Given information
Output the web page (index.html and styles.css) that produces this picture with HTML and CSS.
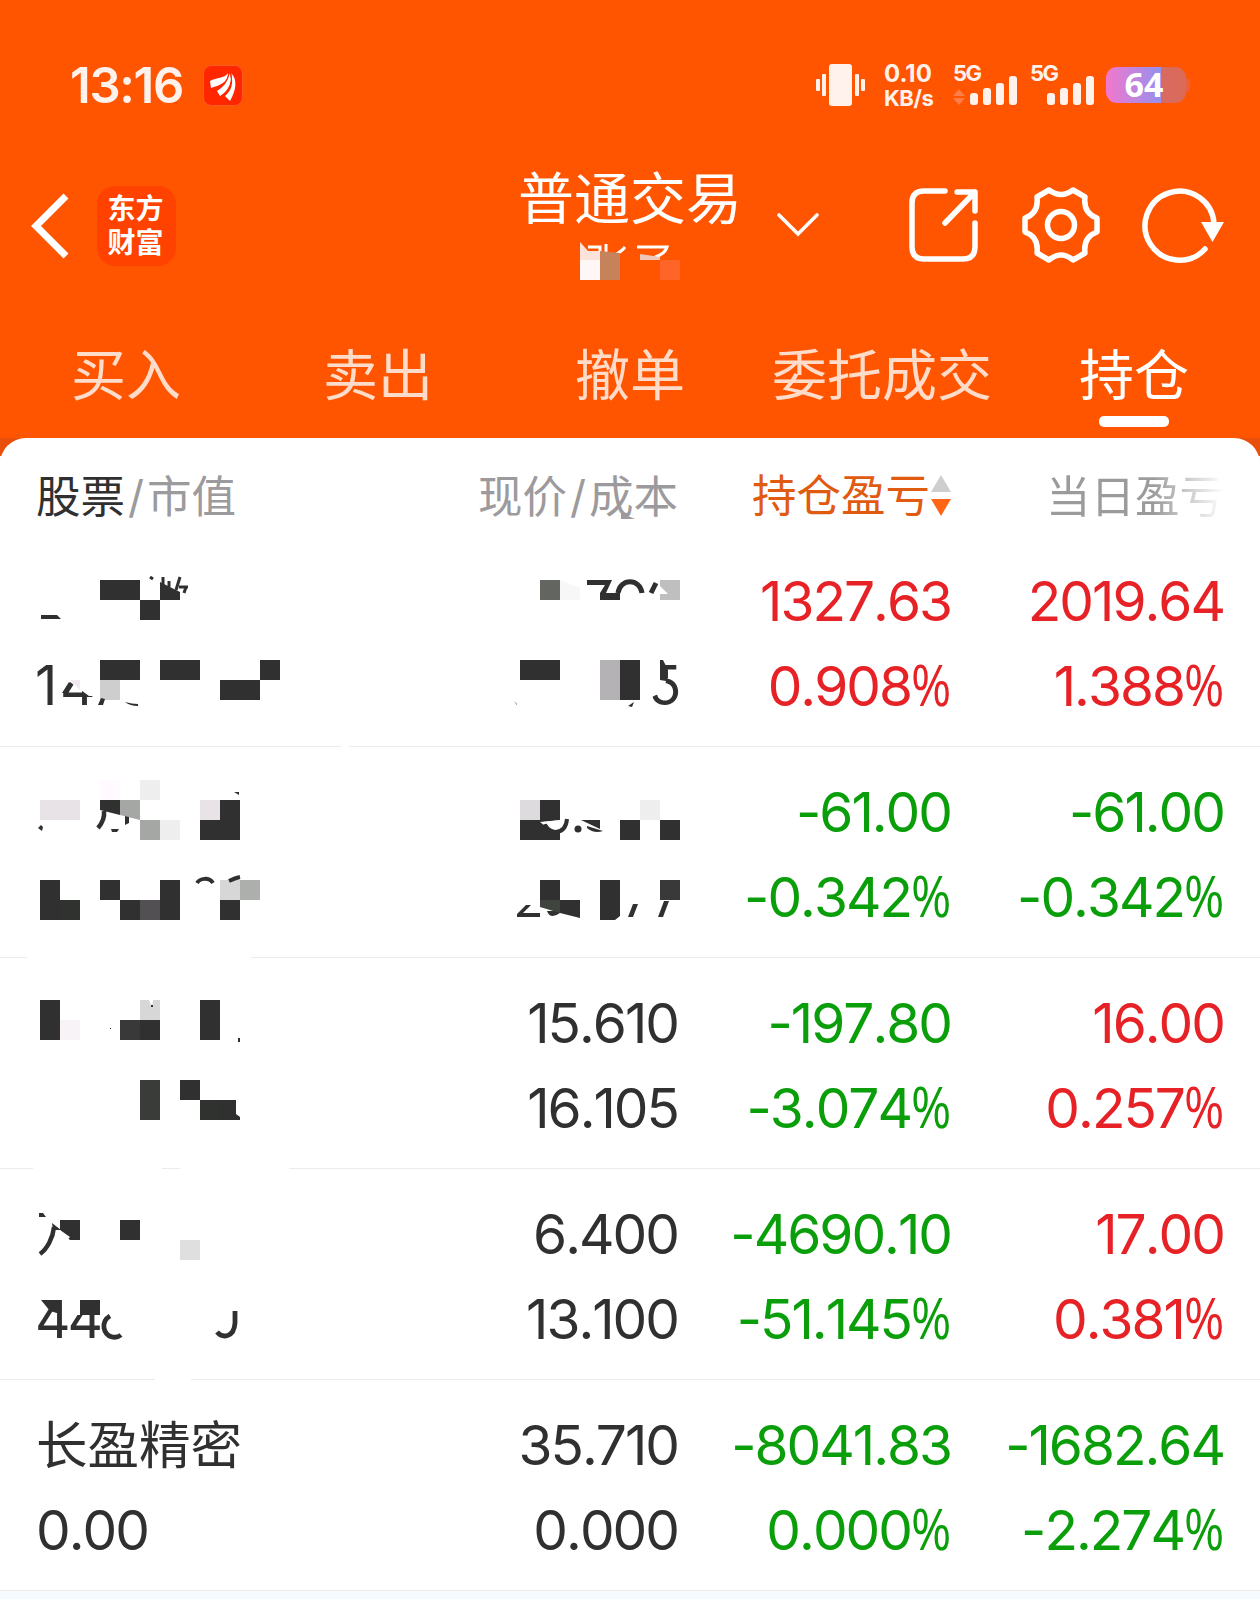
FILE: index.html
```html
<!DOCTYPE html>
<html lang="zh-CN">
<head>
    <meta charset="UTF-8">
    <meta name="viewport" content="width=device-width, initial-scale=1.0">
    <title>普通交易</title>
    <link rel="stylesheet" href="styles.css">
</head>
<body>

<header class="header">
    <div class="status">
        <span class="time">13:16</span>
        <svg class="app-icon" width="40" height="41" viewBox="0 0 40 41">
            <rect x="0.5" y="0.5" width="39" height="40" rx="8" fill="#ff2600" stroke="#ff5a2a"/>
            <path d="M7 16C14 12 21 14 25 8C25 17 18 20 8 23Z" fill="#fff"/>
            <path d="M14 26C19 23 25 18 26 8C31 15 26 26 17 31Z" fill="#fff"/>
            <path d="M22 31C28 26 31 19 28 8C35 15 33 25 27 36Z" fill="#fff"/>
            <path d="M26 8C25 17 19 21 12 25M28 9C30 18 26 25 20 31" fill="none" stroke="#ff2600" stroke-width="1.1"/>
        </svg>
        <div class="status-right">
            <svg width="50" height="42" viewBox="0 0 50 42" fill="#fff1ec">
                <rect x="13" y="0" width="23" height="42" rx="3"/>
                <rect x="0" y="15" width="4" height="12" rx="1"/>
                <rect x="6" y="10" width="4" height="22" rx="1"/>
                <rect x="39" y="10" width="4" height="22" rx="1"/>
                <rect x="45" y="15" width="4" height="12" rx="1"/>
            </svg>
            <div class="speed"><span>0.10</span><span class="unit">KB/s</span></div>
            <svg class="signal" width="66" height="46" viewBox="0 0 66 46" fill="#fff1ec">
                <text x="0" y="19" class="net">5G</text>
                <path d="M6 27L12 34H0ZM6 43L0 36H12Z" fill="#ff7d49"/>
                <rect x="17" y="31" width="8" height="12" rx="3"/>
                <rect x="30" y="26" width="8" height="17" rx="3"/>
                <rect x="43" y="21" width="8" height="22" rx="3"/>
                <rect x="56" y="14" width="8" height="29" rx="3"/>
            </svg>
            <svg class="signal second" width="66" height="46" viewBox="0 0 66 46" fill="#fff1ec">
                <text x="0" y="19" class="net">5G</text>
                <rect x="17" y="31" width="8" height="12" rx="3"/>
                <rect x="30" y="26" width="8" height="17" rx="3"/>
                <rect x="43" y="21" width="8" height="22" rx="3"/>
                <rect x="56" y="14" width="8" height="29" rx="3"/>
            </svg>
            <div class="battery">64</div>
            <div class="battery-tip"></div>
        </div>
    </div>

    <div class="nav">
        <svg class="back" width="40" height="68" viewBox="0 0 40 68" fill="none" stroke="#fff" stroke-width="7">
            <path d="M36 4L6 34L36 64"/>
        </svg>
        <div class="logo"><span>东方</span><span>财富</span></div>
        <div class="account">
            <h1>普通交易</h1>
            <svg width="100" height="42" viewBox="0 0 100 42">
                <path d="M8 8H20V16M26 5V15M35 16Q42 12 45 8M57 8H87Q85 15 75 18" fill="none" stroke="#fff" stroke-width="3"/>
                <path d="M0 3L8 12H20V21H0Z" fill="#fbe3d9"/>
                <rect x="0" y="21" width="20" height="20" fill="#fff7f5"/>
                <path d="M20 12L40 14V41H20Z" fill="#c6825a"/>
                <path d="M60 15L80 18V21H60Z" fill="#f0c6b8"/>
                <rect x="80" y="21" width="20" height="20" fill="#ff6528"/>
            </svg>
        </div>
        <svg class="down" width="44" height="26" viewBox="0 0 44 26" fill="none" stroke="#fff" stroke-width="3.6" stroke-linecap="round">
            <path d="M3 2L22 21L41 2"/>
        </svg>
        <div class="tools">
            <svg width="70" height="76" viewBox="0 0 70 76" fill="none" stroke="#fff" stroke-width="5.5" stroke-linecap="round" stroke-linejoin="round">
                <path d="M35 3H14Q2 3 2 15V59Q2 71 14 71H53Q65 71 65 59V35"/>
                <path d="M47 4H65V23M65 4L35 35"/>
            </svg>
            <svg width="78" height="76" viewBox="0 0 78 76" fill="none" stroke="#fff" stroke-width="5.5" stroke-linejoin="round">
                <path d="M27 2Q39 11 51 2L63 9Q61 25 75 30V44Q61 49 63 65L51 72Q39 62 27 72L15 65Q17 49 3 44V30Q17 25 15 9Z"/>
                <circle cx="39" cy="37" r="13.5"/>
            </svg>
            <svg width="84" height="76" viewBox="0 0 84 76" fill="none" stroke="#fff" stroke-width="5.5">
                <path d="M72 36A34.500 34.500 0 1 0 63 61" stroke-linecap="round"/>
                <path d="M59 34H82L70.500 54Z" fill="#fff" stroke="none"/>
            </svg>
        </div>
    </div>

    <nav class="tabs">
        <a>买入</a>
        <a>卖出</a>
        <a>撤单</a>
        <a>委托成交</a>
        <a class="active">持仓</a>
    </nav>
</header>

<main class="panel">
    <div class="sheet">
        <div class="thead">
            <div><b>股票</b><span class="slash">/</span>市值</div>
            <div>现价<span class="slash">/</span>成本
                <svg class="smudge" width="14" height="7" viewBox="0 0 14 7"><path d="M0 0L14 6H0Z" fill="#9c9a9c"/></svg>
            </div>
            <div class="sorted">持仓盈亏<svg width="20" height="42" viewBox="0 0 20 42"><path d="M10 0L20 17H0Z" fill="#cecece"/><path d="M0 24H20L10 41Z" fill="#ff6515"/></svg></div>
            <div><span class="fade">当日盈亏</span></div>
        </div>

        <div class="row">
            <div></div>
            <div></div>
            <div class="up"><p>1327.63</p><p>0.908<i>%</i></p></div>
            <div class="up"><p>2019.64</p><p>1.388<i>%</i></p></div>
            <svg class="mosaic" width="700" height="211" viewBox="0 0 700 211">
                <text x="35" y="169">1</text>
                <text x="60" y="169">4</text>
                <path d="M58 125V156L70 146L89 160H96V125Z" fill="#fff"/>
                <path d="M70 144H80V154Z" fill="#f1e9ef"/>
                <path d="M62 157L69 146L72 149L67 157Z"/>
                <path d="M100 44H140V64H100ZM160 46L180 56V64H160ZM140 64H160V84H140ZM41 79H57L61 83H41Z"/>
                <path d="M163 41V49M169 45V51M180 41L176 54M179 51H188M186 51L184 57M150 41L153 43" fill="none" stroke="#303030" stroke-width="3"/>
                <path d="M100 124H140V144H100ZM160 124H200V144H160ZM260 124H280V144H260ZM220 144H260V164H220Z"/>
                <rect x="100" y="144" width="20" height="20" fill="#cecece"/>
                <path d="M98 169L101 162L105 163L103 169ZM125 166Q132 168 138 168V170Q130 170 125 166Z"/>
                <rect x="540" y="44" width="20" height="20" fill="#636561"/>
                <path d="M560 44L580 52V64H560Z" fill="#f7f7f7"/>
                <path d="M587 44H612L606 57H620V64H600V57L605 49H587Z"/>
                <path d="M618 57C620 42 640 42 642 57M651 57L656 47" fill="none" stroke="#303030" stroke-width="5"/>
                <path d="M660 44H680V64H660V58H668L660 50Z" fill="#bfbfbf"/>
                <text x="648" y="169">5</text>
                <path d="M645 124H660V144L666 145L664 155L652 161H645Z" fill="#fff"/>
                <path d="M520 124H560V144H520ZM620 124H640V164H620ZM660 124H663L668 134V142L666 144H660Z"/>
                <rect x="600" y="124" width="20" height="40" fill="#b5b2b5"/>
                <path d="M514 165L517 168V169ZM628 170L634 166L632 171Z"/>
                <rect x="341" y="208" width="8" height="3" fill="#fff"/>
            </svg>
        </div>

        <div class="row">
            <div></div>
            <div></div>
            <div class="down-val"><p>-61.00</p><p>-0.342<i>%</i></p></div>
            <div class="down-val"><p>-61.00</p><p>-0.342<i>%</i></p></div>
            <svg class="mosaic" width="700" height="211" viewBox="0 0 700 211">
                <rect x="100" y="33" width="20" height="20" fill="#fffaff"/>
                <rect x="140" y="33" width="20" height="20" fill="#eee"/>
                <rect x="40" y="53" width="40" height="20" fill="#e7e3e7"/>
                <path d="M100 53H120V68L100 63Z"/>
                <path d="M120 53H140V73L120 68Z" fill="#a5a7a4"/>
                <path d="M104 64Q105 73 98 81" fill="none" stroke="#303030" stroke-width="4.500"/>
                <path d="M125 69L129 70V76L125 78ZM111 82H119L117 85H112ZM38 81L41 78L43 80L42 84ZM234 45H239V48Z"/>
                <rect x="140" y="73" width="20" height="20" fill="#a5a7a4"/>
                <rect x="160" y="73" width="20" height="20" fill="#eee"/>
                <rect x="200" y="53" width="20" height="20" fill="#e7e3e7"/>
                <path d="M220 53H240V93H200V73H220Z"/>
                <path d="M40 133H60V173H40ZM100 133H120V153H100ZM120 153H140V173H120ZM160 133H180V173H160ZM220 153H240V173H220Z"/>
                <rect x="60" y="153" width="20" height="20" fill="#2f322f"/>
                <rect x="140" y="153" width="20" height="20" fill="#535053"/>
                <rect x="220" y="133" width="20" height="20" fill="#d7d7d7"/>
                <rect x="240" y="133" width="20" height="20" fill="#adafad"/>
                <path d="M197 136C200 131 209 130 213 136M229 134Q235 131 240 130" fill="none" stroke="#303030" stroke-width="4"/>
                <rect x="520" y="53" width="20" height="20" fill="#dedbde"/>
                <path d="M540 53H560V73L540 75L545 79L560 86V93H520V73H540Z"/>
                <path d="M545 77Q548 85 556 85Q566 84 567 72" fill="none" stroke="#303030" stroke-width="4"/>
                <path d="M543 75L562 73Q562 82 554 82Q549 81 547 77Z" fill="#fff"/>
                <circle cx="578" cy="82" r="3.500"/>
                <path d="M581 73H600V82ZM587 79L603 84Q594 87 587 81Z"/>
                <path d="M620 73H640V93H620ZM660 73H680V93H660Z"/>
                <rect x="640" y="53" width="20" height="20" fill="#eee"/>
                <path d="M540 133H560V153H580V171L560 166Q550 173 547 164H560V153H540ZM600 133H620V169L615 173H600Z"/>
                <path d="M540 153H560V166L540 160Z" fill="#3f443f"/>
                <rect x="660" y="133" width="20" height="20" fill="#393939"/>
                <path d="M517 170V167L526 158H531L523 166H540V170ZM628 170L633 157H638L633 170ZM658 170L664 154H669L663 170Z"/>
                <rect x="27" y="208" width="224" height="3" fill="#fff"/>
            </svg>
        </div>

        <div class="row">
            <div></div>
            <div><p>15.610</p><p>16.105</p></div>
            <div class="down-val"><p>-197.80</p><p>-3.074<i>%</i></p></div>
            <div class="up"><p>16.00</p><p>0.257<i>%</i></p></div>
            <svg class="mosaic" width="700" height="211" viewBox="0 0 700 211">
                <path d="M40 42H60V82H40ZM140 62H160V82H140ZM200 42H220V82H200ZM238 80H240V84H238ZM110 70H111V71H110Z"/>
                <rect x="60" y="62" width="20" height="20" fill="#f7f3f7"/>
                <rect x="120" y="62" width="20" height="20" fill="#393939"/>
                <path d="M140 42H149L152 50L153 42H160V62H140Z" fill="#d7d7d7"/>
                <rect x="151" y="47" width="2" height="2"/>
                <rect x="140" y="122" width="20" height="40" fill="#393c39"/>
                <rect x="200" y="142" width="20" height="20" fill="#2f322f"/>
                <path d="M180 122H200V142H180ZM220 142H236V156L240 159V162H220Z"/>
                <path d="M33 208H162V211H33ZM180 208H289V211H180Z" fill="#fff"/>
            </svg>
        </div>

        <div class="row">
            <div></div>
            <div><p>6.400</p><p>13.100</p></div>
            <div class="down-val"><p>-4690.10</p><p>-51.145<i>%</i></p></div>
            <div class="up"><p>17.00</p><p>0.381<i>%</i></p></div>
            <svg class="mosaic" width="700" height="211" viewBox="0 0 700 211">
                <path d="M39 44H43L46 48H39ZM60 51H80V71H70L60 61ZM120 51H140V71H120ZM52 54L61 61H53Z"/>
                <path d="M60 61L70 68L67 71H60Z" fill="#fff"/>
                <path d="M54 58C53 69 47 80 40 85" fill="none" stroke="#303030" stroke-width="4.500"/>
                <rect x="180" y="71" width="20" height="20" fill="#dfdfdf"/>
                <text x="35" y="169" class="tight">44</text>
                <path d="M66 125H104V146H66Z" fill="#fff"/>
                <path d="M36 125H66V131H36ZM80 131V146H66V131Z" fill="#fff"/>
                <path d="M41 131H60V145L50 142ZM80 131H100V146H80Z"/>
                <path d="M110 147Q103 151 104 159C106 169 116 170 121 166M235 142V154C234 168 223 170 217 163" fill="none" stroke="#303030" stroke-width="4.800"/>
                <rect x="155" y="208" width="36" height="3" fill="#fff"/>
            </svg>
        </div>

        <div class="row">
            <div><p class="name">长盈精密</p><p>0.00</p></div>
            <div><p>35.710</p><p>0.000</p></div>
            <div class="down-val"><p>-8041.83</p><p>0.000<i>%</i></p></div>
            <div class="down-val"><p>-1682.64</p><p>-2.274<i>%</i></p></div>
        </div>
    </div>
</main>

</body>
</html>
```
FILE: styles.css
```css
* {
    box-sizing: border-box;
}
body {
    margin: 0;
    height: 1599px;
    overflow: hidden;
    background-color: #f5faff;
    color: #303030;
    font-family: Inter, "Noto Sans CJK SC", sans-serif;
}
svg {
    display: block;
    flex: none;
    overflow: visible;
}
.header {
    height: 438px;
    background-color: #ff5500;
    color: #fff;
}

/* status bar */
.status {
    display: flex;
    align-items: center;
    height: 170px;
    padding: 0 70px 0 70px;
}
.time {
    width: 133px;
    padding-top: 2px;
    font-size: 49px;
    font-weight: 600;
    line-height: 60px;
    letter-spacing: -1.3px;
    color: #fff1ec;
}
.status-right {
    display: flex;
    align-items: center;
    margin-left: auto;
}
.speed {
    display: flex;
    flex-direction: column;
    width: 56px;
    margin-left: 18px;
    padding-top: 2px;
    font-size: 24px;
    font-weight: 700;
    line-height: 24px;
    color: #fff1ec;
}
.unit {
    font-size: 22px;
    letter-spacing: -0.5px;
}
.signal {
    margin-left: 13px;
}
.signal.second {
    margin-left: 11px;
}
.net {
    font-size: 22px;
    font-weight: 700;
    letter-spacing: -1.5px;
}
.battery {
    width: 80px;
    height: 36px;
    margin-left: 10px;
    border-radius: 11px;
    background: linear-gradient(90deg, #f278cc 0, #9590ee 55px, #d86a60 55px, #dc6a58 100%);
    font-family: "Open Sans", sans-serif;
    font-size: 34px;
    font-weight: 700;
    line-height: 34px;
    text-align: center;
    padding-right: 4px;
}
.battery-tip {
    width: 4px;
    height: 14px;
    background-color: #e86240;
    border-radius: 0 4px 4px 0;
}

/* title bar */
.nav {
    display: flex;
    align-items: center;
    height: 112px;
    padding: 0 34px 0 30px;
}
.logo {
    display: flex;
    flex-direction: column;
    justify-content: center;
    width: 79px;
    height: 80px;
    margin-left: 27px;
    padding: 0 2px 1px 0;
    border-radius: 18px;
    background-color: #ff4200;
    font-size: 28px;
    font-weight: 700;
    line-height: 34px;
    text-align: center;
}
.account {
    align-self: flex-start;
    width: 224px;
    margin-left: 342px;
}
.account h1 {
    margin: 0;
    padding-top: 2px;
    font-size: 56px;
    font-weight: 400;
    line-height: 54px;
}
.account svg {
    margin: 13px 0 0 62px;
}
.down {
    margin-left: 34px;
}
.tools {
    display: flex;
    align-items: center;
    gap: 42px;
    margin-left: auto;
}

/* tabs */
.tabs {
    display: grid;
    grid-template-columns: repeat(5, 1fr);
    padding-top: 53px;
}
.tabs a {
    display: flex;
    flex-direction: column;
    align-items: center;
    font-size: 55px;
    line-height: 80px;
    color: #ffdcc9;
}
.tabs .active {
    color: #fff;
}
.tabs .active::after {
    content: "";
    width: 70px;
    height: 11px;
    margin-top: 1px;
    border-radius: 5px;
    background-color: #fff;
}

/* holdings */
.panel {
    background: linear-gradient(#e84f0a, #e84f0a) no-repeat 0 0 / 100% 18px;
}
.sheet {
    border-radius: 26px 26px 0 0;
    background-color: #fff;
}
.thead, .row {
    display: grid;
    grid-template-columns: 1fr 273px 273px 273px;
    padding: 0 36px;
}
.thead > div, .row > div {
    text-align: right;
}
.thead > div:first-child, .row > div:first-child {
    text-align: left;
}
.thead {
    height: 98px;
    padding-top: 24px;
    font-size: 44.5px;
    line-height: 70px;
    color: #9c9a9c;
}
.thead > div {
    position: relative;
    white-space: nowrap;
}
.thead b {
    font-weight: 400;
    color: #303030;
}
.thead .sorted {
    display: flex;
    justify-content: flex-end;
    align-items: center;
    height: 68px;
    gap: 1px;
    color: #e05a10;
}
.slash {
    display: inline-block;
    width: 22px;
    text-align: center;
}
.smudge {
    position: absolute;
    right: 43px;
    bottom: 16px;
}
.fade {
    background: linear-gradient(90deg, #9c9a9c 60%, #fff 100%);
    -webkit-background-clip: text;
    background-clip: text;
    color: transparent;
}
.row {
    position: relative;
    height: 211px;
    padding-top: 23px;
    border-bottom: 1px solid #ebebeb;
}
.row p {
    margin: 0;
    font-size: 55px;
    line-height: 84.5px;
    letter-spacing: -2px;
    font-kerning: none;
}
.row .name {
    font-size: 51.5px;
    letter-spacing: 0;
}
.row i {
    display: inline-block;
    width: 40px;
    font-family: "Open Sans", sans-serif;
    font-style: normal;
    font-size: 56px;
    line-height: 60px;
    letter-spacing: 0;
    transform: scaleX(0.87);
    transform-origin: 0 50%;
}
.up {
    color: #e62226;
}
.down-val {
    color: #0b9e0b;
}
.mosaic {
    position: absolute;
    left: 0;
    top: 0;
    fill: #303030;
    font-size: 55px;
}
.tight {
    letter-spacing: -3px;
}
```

Problem
Say how many lines in this listing hold the string "index", giving the count and nothing more.

Written response
2